Но государству не всегда это выгодно. Государство ведет тактическую борьбу, не мировоззренческую, и иногда оно вынуждено договариваться. Государство — вполне самодостаточный институт, чего не скажешь о церкви. Церковные люди часто просто не могут остановиться и поменять тактику. Церковь гораздо радикальнее государства.
К примеру, по вопросам отношения к Новороссии и украинскому конфликту сформировалась большая, условно говоря, «партия войны», которая очень переживает за то, что Россия не стала присоединять восточную часть Украины, что Путин не ввел войска. Среди церковных людей есть даже такие деятели, которые выступали за то, чтобы Россия вообще захватила Украину до Львова. Причем это социально активные церковные деятели.
Их много?
Трудно назвать число, но это социально активная прослойка. Их намного меньше, чем мирных проповедников, но церковное начальство почему-то не останавливает тех же сталинистов или милитаристов, за редким исключением.
Вы сказали, что церковь отвечает на политический запрос. Она умрет, если перестанет быть нужной государству?
Нет, конечно. Она и в советское-то время не умерла. Для церкви вообще намного лучше не быть холуем, который поддакивает власти и предлагает свои услуги, когда нужно усилить пропаганду. Запрос на религию никуда не исчезнет. У нас действительно много верующих людей. Потребность в религии не связана с государством. Религия, как говорил философ Анри Бергсон, нужна человеку как защитная сила организма против разъедающего сознание яда рационализма.
А скрепы? Православная церковь способна их дать обществу?

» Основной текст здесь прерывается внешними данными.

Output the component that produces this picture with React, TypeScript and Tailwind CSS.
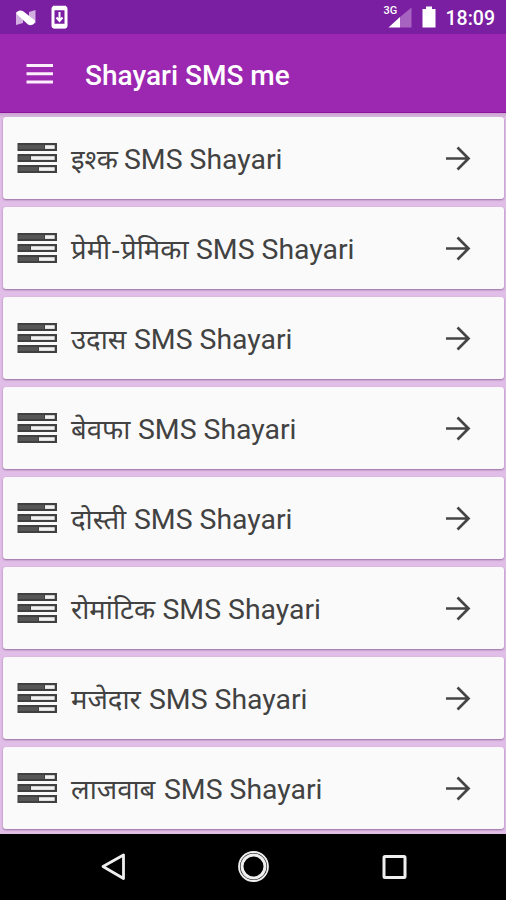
type Item = { hindi: string[]; width: string };

const items: Item[] = [
  { hindi: ['इश्क'], width: 'w-[46px]' },
  { hindi: ['प्रेमी', 'प्रेमिका'], width: 'w-[118px]' },
  { hindi: ['उदास'], width: 'w-[56px]' },
  { hindi: ['बेवफा'], width: 'w-[60px]' },
  { hindi: ['दोस्ती'], width: 'w-[56px]' },
  { hindi: ['रोमांटिक'], width: 'w-[84.5px]' },
  { hindi: ['मजेदार'], width: 'w-[71px]' },
  { hindi: ['लाजवाब'], width: 'w-[86px]' },
];

function ListIcon() {
  return (
    <svg width="40" height="32" viewBox="0 0 40 32" className="shrink-0">
      {[
        { y: 1, x: 28 },
        { y: 12, x: 14 },
        { y: 23, x: 22 },
      ].map((r) => (
        <g key={r.y}>
          <rect x="0.5" y={r.y} width="39.5" height="8" fill="#404040" />
          <rect x="1.5" y={r.y + 2} width={r.x - 2.5} height="4" fill="#565656" />
          <rect x={r.x} y={r.y + 2.2} width={37.7 - r.x} height="3.7" fill="#f2f2f2" />
        </g>
      ))}
    </svg>
  );
}

function StatusBar() {
  return (
    <div className="flex h-[34px] shrink-0 items-center bg-[#7b1fa2] text-white">
      <svg width="80" height="34" viewBox="0 0 80 34">
        <path d="M16 12l7-1v12l-7 2zM29 12l6.500-2v13L29 24z" fill="#d2aee0" />
        <path d="M16.500 14c0-3.500 4-4.500 7-2.500L35 20.500c.5 3.500-4 6-7 4z" fill="#fff" />
        <rect x="53" y="7.500" width="13" height="19.500" rx="1.500" fill="none" stroke="#fff" strokeWidth="3" />
        <path d="M53 8h13M53 26h13" stroke="#fff" strokeWidth="4.500" />
        <path d="M59.500 12v8M56.500 17.500l3 3.500 3-3.500" fill="none" stroke="#fff" strokeWidth="2" />
      </svg>
      <div className="relative ml-auto h-[34px] w-[32px]">
        <svg width="32" height="34" viewBox="0 0 32 34">
          <path d="M8.500 27.500L20 17v10.500z" fill="#fff" />
          <path d="M20 17L31.500 7.500v20H20z" fill="#a663c0" />
        </svg>
        <span className="absolute left-[4px] top-[5px] text-[11px] font-medium leading-[11px]">3G</span>
      </div>
      <svg width="14" height="34" viewBox="0 0 14 34" className="ml-[10px]">
        <path d="M.5 9H4V6.500h6V9h3.500v18.500H.5z" fill="#fff" />
      </svg>
      <span className="ml-[10px] mr-[11px] mt-[3px] text-[19.5px] font-medium leading-[24px]">18:09</span>
    </div>
  );
}

export default function App() {
  return (
    <div className="flex h-[900px] w-[506px] flex-col overflow-hidden bg-[#e1bee7] font-['Roboto','Noto_Sans',sans-serif]">
      <StatusBar />
      <header className="flex h-[79px] shrink-0 items-center border-b border-[#8f139f] bg-[#9c27b0] text-white">
        <svg width="27" height="20" viewBox="0 0 27 20" className="ml-[26px] mt-px">
          <path d="M.5 1.500h27M.5 9.800h27M.5 18h27" stroke="#fbeefd" strokeWidth="3" />
        </svg>
        <h1 className="ml-8 mt-[5px] whitespace-nowrap text-[28px] font-medium leading-8">Shayari SMS me</h1>
      </header>
      <main className="flex h-[721px] shrink-0 flex-col gap-2 bg-[linear-gradient(#c6a2cc,#e1bee7_5px)] pl-[3px] pr-[2px] pt-1">
        {items.map((item) => (
          <div
            key={item.hindi[0]}
            className="flex h-[82px] shrink-0 items-center rounded-[3px] bg-[#fafafa] pl-[14px] shadow-[0_1px_2px_rgba(80,30,95,0.5)]"
          >
            <ListIcon />
            <div className="ml-[14px] mt-[3px] flex items-baseline whitespace-nowrap text-[28.4px] leading-10 text-[#424242]">
              <span className={'mr-[7px] text-[27.5px] ' + item.width}>
                {item.hindi[0]}
                {item.hindi[1] && (
                  <>
                    <span className="mx-[1px] font-['Noto_Sans',sans-serif]">-</span>
                    {item.hindi[1]}
                  </>
                )}
              </span>
              <span>SMS Shayari</span>
            </div>
            <svg width="26" height="26" viewBox="0 0 26 26" className="ml-auto mr-[33px]">
              <path d="M1 13.500h22M12.500 2.500l11 11-11 11" fill="none" stroke="#454545" strokeWidth="2.700" />
            </svg>
          </div>
        ))}
      </main>
      <nav className="flex h-[66px] shrink-0 items-center bg-black">
        <svg width="506" height="66" viewBox="0 0 506 66" fill="none" stroke="#efefef">
          <path d="M103 32.500L123.500 21v23.500z" strokeWidth="2.800" strokeLinejoin="round" />
          <circle cx="253.500" cy="32.500" r="14.500" strokeWidth="1.800" />
          <circle cx="253.500" cy="32.500" r="11.500" strokeWidth="3" />
          <rect x="384" y="22.500" width="21" height="21" rx="1" strokeWidth="3" />
        </svg>
      </nav>
    </div>
  );
}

На уровне общих представлений о добре и зле — да. Или на уровне культурно-исторических ценностей: церковнославянский язык, красота церковной архитектуры, пение. Повторю, на общем уровне, потому что формулировки и максимы церковных деятелей не всегда совпадают с реальным представлением о морали. Только мне очень не нравится слово «скрепы».
Почему?
Очень часто я слышал на церковно-общественных конференциях выражение о том, что церковь цементирует общество. Цемент, клей, скрепы. На мой взгляд, церковь должна не столько цементировать, склеивать или скреплять, сколько воодушевлять людей на духовное и интеллектуальное развитие, на мировоззренческий и смысловой поиск.